Since \( a \leq x \leq 100 \),
|x − a| + |x − 100| is just 100 - a and is independent of x
Modulus Operation 1
f(x) = |x − a| + |x − 100| + |x − (a+50)|
f(x) = (100 - a) + |x − (a+50)|
Now, let’s talk about |x − (a+50)|.
We know that \( x \geq a \), let us try to understand the maximum value that |x − (a+50)| can take.
x can be between a and (a + 50) or x can be to the right of (a + 50)
Case (i)
x is between a and (a + 50)
If this is the case, the maximum distance between a and (a+50) is just 50.
And this happens when x = a.
For any given value of ‘a’, We can just put ‘x’ at ‘a’ and make |x − (a+50)| equal to 50.
Modulus Operation 2
Case (ii)
x is to the right of (a + 50)
To find the maximum value that |x − (a+50)| can take, let us push x to the right most possible position and push (a + 50) to the left-most possible position.
The right-most value that x can take is 100.
It looks like there is no hold on the left-most value that (a + 50) can take, but there is!
The left-most value that (a + 50) can take is dependent on the left-most value that ‘a’ can take. And the left-most value that ‘a’ can take is 0.
So in this extreme case of maximizing the distance between x and (a + 50),
a is at 0, (a+50) will be at 50, x is at 100
And the distance between x and (a + 50) is 50.
Modulus Operation 3
But why is understanding the maximum value that |x − (a+50)| can take important?
Once we establish the following two facts,
(i) |x − a| + |x − 100| is just 100 - a and is independent of x
(ii) For any given value of ‘a’, We can just put ‘x’ at ‘a’ and make |x − (a+50)| equal to 50.

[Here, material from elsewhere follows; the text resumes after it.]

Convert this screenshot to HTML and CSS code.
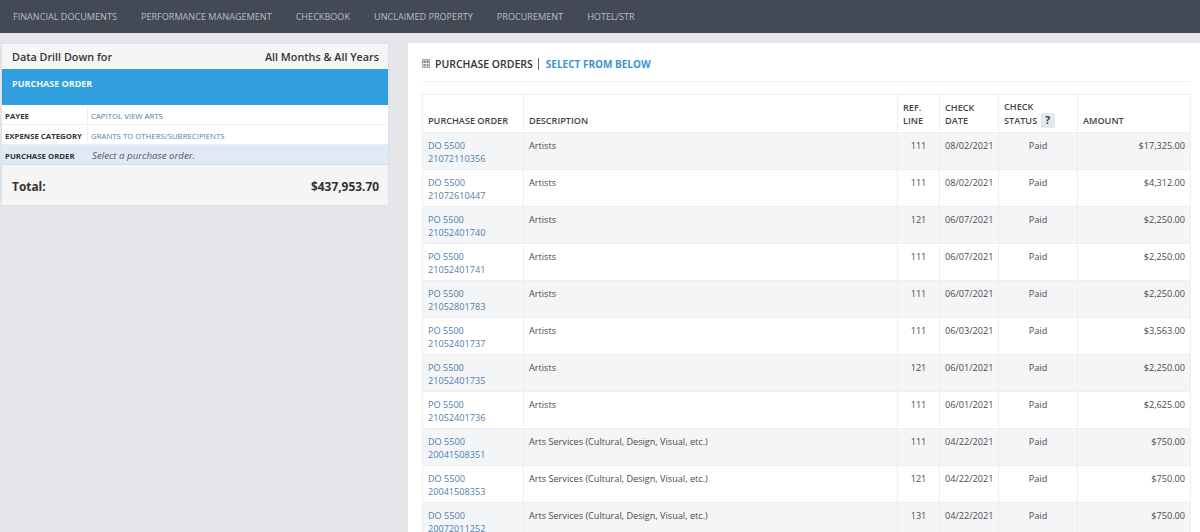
FILE: index.html
```html
<!DOCTYPE html>
<html lang="en">
<head>
<meta charset="utf-8">
<title>Purchase Orders</title>
<link rel="stylesheet" href="styles.css">
</head>
<body>
<nav class="topnav">
  <a>FINANCIAL DOCUMENTS</a>
  <a>PERFORMANCE MANAGEMENT</a>
  <a>CHECKBOOK</a>
  <a>UNCLAIMED PROPERTY</a>
  <a>PROCUREMENT</a>
  <a>HOTEL/STR</a>
</nav>
<main class="layout">
  <aside class="drill">
    <div class="drill-head"><span>Data Drill Down for</span><span>All Months &amp; All Years</span></div>
    <div class="drill-banner">PURCHASE ORDER</div>
    <div class="drill-row"><div class="drill-key">PAYEE</div><div class="drill-val link">CAPITOL VIEW ARTS</div></div>
    <div class="drill-row"><div class="drill-key">EXPENSE CATEGORY</div><div class="drill-val link">GRANTS TO OTHERS/SUBRECIPIENTS</div></div>
    <div class="drill-row current"><div class="drill-key">PURCHASE ORDER</div><div class="drill-val prompt">Select a purchase order.</div></div>
    <div class="drill-total"><span>Total:</span><span>$437,953.70</span></div>
  </aside>
  <section class="panel">
    <header class="panel-head">
      <svg class="panel-icon" width="8" height="9" viewBox="0 0 8 9" aria-hidden="true"><rect x="0.5" y="0.5" width="7" height="8" fill="#f4f4f4" stroke="#aaa"/><rect x="1.5" y="1.5" width="2" height="2.5" fill="#777"/><rect x="4.5" y="1.5" width="2" height="2.5" fill="#777"/><rect x="1.5" y="5" width="2" height="2.5" fill="#888"/><rect x="4.5" y="5" width="2" height="2.5" fill="#888"/></svg>
      <span class="panel-title">PURCHASE ORDERS</span>
      <span class="panel-sep"></span>
      <span class="panel-sub">SELECT FROM BELOW</span>
    </header>
    <table class="orders">
      <colgroup><col class="c1"><col class="c2"><col class="c3"><col class="c4"><col class="c5"><col class="c6"></colgroup>
      <thead>
        <tr><th>PURCHASE ORDER</th><th>DESCRIPTION</th><th>REF.<br>LINE</th><th>CHECK<br>DATE</th><th class="status-h">CHECK<br>STATUS <span class="help">?</span></th><th>AMOUNT</th></tr>
      </thead>
      <tbody>
        <tr><td class="link">DO 5500<br>21072110356</td><td>Artists</td><td class="ctr">111</td><td>08/02/2021</td><td class="ctr">Paid</td><td class="amt">$17,325.00</td></tr>
        <tr><td class="link">DO 5500<br>21072610447</td><td>Artists</td><td class="ctr">111</td><td>08/02/2021</td><td class="ctr">Paid</td><td class="amt">$4,312.00</td></tr>
        <tr><td class="link">PO 5500<br>21052401740</td><td>Artists</td><td class="ctr">121</td><td>06/07/2021</td><td class="ctr">Paid</td><td class="amt">$2,250.00</td></tr>
        <tr><td class="link">PO 5500<br>21052401741</td><td>Artists</td><td class="ctr">111</td><td>06/07/2021</td><td class="ctr">Paid</td><td class="amt">$2,250.00</td></tr>
        <tr><td class="link">PO 5500<br>21052801783</td><td>Artists</td><td class="ctr">111</td><td>06/07/2021</td><td class="ctr">Paid</td><td class="amt">$2,250.00</td></tr>
        <tr><td class="link">PO 5500<br>21052401737</td><td>Artists</td><td class="ctr">111</td><td>06/03/2021</td><td class="ctr">Paid</td><td class="amt">$3,563.00</td></tr>
        <tr><td class="link">PO 5500<br>21052401735</td><td>Artists</td><td class="ctr">121</td><td>06/01/2021</td><td class="ctr">Paid</td><td class="amt">$2,250.00</td></tr>
        <tr><td class="link">PO 5500<br>21052401736</td><td>Artists</td><td class="ctr">111</td><td>06/01/2021</td><td class="ctr">Paid</td><td class="amt">$2,625.00</td></tr>
        <tr><td class="link">DO 5500<br>20041508351</td><td>Arts Services (Cultural, Design, Visual, etc.)</td><td class="ctr">111</td><td>04/22/2021</td><td class="ctr">Paid</td><td class="amt">$750.00</td></tr>
        <tr><td class="link">DO 5500<br>20041508353</td><td>Arts Services (Cultural, Design, Visual, etc.)</td><td class="ctr">121</td><td>04/22/2021</td><td class="ctr">Paid</td><td class="amt">$750.00</td></tr>
        <tr><td class="link">DO 5500<br>20072011252</td><td>Arts Services (Cultural, Design, Visual, etc.)</td><td class="ctr">131</td><td>04/22/2021</td><td class="ctr">Paid</td><td class="amt">$750.00</td></tr>
      </tbody>
    </table>
  </section>
</main>
</body>
</html>
```
FILE: styles.css
```css
* { box-sizing: border-box; }
html, body { height: 100%; overflow: hidden; }
body {
  margin: 0;
  background: #e4e6e9;
  color: #4a4a4a;
  font-family: "Open Sans", "Liberation Sans", sans-serif;
  font-size: 9.15px;
}
.topnav {
  display: flex;
  gap: 24px;
  align-items: center;
  height: 33px;
  padding: 0 13px;
  background: #434a55;
  color: #b9bdc4;
  font-size: 9.1px;
}
.layout {
  display: flex;
  align-items: flex-start;
  gap: 20px;
  padding: 10px 0 0 2px;
}
.drill {
  flex: 0 0 386px;
  margin-top: 1px;
  background: #f5f5f5;
  box-shadow: 0 0 2px rgba(0,0,0,.08);
}
.drill-head {
  display: flex;
  justify-content: space-between;
  align-items: center;
  height: 25px;
  padding: 0 9px 0 10px;
  color: #333;
  font-size: 10.8px;
  font-weight: 600;
}
.drill-banner {
  height: 36px;
  padding: 8px 10px 0;
  background: #2f9fdd;
  color: #f2f8fc;
  font-size: 9px;
  font-weight: 700;
}
.drill-row {
  display: flex;
  height: 20px;
  padding-top: 2px;
  background: #fff;
  border-bottom: 1px solid #edeff2;
  font-size: 7.8px;
}
.drill-key {
  display: flex;
  align-items: center;
  flex: 0 0 86px;
  padding-left: 3px;
  border-right: 1px solid #edeff2;
  color: #333;
  font-weight: 700;
  white-space: nowrap;
}
.drill-val { display: flex; align-items: center; padding-left: 3px; }
.drill-row .link { color: #4f80ad; }
.current { background: #e0eaf7; border-bottom-color: #d8dde4; }
.current .drill-key { border-right: 0; }
.drill-val.prompt { padding-left: 4px; font-size: 9.7px; font-style: italic; color: #555; }
.drill-total {
  display: flex;
  justify-content: space-between;
  align-items: center;
  height: 40px;
  padding: 2px 9px 0 10px;
  color: #333;
  font-size: 11.9px;
  font-weight: 700;
}
.panel {
  flex: 1;
  min-width: 0;
  padding: 0 10px 0 14px;
  background: #fff;
}
.panel-head {
  display: flex;
  align-items: center;
  height: 39px;
  margin-bottom: 12px;
  border-bottom: 1px solid #f0f1f3;
  padding-top: 3px;
}
.panel-icon { margin-right: 5px; }
.panel-title { color: #333; font-size: 10.5px; font-weight: 600; }
.panel-sep { width: 1px; height: 12px; margin: 0 7px 0 5px; background: #666; }
.panel-sub { color: #3b94d0; font-size: 10px; font-weight: 700; }
.orders {
  width: 768px;
  table-layout: fixed;
  border-collapse: collapse;
}
.c1 { width: 101px; }
.c2 { width: 374px; }
.c3 { width: 42px; }
.c4 { width: 59px; }
.c5 { width: 79px; }
.c6 { width: 113px; }
.orders th, .orders td {
  border: 1px solid #eceef1;
  padding: 0 5px;
  line-height: 13px;
  vertical-align: top;
}
.orders th {
  height: 38px;
  padding-bottom: 5px;
  vertical-align: bottom;
  color: #444;
  font-size: 9.15px;
  font-weight: 600;
  text-align: left;
}
.orders th.status-h { padding-bottom: 4px; }
.help {
  display: inline-block;
  width: 14px;
  height: 15px;
  line-height: 15px;
  margin-left: 1px;
  background: #e4e7ec;
  border-radius: 2px;
  color: #333;
  font-size: 10px;
  font-weight: 700;
  text-align: center;
}
.orders td { height: 37px; padding-top: 6px; padding-bottom: 4px; }
.orders tbody tr:nth-child(odd) td { background: #f4f5f7; }
.orders td.link { color: #4f80ad; }
.ctr { text-align: center; }
.amt { text-align: right; }
```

For any given ‘a’, we can think of f(x) = |x − a| + |x − 100| + |x − (a+50)| as having a fixed part and a variable part.
Fixed part: |x − a| + |x − 100| = 100 - a
Whose value is fixed and does not change with the value of ‘x’

Variable part: |x − (a+50)|
Whose value can range from 0 to 50, based on the value of ‘x’

f(x) = (100 - a) + (something that reaches from 0 to 50)
If we need to fix the maximum value of f(x) at 100, we need to tackle the “worst-case scenario” that the ‘variable part’ can cause…
That is, we need to see f(x) = (100 - a) + (something that reaches from 0 to 50) as f(x) = (100 - a) + (something that is 50)
Now to cap f(x) at 100, (and also allow it take the value 100) we just need to set (100 - a) to 50, which happens when a = 50.
Therefore, a = 50.


The question is " Let \(0 \leq a \leq x \leq 100\) and \(f(x)=|x-a|+|x-100|+|x-a-50|\). Then the maximum value of \(f(x)\) becomes 100 when \(a\) is equal to "

Hence, the answer is '50'

Choice D is the correct answer.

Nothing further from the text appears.